━━━━━ EXTRACTED INFORMATION ━━━━━
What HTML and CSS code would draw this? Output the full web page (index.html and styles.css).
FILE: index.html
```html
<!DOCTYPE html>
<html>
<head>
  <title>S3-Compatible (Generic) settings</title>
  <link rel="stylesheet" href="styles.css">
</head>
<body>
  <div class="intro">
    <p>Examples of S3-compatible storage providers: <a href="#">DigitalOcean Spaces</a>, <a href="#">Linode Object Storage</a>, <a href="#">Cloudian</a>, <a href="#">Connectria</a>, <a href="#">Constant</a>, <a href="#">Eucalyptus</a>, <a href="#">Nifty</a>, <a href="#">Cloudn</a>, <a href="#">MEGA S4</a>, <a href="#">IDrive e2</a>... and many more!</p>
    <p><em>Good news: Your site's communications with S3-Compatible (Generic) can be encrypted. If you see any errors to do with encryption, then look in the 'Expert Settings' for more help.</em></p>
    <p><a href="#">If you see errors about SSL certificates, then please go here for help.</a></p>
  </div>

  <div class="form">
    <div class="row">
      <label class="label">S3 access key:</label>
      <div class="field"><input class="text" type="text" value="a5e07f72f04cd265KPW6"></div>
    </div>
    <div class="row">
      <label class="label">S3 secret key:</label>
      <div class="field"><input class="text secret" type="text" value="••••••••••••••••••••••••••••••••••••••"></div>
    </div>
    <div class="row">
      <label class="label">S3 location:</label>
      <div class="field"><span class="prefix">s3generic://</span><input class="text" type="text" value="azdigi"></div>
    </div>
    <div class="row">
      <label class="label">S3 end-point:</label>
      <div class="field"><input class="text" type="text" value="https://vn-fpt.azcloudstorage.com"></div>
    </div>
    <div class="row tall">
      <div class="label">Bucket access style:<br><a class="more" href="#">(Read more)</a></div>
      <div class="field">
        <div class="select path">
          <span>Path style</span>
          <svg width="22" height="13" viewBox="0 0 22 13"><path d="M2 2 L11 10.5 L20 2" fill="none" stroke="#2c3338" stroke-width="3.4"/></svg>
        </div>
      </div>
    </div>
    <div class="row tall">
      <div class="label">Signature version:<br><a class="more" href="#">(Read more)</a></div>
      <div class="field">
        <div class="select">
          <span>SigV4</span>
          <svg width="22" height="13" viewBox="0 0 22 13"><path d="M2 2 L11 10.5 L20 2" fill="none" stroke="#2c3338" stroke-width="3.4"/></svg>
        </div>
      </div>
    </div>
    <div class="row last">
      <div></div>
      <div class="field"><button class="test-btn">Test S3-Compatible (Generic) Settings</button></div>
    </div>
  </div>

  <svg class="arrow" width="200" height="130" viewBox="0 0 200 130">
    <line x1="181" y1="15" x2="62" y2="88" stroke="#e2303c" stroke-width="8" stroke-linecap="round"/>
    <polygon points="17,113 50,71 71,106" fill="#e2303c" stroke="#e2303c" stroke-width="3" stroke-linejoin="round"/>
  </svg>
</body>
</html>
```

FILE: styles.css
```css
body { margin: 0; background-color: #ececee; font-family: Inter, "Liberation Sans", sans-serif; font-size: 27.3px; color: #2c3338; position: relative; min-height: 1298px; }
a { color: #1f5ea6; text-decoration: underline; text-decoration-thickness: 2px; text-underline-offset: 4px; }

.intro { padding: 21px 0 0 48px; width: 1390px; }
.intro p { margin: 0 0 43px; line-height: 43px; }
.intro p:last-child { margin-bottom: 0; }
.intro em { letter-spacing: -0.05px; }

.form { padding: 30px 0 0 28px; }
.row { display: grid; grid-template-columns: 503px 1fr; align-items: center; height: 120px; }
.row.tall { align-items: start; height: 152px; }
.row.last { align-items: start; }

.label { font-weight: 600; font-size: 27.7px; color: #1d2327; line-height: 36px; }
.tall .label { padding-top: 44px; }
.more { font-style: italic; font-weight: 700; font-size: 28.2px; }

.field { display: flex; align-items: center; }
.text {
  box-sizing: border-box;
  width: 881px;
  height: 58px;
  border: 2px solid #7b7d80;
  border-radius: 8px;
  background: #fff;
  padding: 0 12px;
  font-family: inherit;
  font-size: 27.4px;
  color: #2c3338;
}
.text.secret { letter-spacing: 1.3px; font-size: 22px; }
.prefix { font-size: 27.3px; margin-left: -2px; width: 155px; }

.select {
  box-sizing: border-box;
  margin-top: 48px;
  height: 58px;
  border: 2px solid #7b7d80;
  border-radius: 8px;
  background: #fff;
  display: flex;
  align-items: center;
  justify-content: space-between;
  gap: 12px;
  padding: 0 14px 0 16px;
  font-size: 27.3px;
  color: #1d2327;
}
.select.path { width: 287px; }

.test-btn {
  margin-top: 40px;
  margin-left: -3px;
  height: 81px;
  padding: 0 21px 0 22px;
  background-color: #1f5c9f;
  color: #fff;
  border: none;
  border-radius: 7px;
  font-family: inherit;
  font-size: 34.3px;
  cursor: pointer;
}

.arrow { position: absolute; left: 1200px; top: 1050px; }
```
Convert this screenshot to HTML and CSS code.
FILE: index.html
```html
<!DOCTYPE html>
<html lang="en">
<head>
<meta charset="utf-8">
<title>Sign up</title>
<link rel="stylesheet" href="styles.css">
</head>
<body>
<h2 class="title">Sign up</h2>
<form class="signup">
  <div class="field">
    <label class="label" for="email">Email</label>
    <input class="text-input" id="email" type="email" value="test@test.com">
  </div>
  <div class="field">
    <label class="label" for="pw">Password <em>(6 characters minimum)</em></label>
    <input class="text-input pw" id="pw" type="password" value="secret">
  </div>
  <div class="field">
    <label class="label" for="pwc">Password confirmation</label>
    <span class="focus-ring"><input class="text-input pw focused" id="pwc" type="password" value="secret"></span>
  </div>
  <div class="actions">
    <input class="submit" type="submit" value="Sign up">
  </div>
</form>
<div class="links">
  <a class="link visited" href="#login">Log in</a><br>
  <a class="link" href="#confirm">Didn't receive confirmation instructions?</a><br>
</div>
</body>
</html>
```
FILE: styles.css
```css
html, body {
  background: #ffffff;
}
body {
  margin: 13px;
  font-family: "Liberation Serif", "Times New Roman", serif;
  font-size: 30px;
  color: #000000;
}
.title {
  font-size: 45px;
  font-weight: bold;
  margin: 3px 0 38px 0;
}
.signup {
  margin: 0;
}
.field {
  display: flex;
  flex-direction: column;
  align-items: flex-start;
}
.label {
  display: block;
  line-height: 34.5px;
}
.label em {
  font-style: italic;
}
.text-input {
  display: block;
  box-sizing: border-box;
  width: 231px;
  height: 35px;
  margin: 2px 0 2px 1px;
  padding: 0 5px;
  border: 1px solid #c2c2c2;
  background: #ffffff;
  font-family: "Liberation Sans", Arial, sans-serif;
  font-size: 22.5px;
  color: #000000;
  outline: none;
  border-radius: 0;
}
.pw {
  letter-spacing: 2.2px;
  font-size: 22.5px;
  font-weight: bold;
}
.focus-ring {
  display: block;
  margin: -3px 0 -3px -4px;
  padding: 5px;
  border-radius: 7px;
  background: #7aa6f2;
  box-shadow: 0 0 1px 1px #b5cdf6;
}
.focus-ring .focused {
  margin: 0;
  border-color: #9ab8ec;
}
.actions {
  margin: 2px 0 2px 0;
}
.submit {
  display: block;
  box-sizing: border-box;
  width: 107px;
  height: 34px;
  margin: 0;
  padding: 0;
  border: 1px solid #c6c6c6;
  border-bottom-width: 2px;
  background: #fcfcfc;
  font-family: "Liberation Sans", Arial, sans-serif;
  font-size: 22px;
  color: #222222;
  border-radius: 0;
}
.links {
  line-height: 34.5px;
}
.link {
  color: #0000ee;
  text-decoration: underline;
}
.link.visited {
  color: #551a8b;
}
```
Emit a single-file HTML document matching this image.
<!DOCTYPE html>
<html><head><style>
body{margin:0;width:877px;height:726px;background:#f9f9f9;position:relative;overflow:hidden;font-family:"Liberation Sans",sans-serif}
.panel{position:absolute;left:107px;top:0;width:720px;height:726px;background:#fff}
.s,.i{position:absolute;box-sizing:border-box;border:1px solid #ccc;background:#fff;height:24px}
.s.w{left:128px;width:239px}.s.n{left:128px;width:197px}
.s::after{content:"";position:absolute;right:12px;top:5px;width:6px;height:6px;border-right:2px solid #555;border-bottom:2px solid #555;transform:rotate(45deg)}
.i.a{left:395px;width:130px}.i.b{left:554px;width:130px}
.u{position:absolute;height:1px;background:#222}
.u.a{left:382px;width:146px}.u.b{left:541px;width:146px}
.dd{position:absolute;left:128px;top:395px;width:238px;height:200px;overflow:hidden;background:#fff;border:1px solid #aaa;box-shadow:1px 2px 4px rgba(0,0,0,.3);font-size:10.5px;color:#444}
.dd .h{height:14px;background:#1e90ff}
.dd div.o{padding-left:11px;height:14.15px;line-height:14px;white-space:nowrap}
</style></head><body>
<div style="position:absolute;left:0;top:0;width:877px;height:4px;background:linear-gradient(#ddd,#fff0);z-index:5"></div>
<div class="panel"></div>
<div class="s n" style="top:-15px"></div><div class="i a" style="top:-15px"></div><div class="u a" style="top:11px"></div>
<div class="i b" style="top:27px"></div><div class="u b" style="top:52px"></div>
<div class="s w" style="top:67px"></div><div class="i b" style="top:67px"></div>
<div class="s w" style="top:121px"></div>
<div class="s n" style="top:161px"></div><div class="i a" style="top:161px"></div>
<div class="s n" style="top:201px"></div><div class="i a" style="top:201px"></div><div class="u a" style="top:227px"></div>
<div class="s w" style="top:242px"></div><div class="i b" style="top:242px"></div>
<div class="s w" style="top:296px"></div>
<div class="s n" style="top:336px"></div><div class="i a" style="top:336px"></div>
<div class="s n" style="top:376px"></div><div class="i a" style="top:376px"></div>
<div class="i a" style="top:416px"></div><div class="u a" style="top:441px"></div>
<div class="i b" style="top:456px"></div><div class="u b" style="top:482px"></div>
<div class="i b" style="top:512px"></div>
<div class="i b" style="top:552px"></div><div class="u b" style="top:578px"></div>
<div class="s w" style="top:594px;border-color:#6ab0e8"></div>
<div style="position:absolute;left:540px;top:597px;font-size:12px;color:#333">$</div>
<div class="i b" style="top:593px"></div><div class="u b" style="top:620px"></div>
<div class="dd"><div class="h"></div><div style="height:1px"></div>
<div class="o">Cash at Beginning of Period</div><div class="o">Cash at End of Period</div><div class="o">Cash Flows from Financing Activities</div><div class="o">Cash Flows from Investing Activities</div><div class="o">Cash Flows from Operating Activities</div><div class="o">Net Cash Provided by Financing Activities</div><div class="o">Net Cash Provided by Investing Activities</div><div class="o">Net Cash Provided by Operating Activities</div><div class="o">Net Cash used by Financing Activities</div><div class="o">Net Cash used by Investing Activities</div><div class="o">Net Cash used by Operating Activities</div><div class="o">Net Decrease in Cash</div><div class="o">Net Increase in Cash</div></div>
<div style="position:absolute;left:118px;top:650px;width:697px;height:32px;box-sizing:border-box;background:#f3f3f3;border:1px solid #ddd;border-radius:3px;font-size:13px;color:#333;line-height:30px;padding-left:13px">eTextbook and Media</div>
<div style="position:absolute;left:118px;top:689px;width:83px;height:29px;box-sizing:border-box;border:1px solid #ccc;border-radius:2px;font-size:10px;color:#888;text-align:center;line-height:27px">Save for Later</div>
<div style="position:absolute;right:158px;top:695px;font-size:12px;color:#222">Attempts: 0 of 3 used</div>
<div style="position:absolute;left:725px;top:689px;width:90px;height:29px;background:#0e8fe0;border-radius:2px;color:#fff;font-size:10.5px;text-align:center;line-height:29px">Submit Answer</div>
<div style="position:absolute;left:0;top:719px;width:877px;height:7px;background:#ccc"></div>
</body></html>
━━━━━
PROBLEM :: Every line above that contains the word "this" should be reported.

ANSWER FOR THE TASK ::
What HTML and CSS code would draw this? Output the full web page (index.html and styles.css).
Convert this screenshot to HTML and CSS code.
Emit a single-file HTML document matching this image.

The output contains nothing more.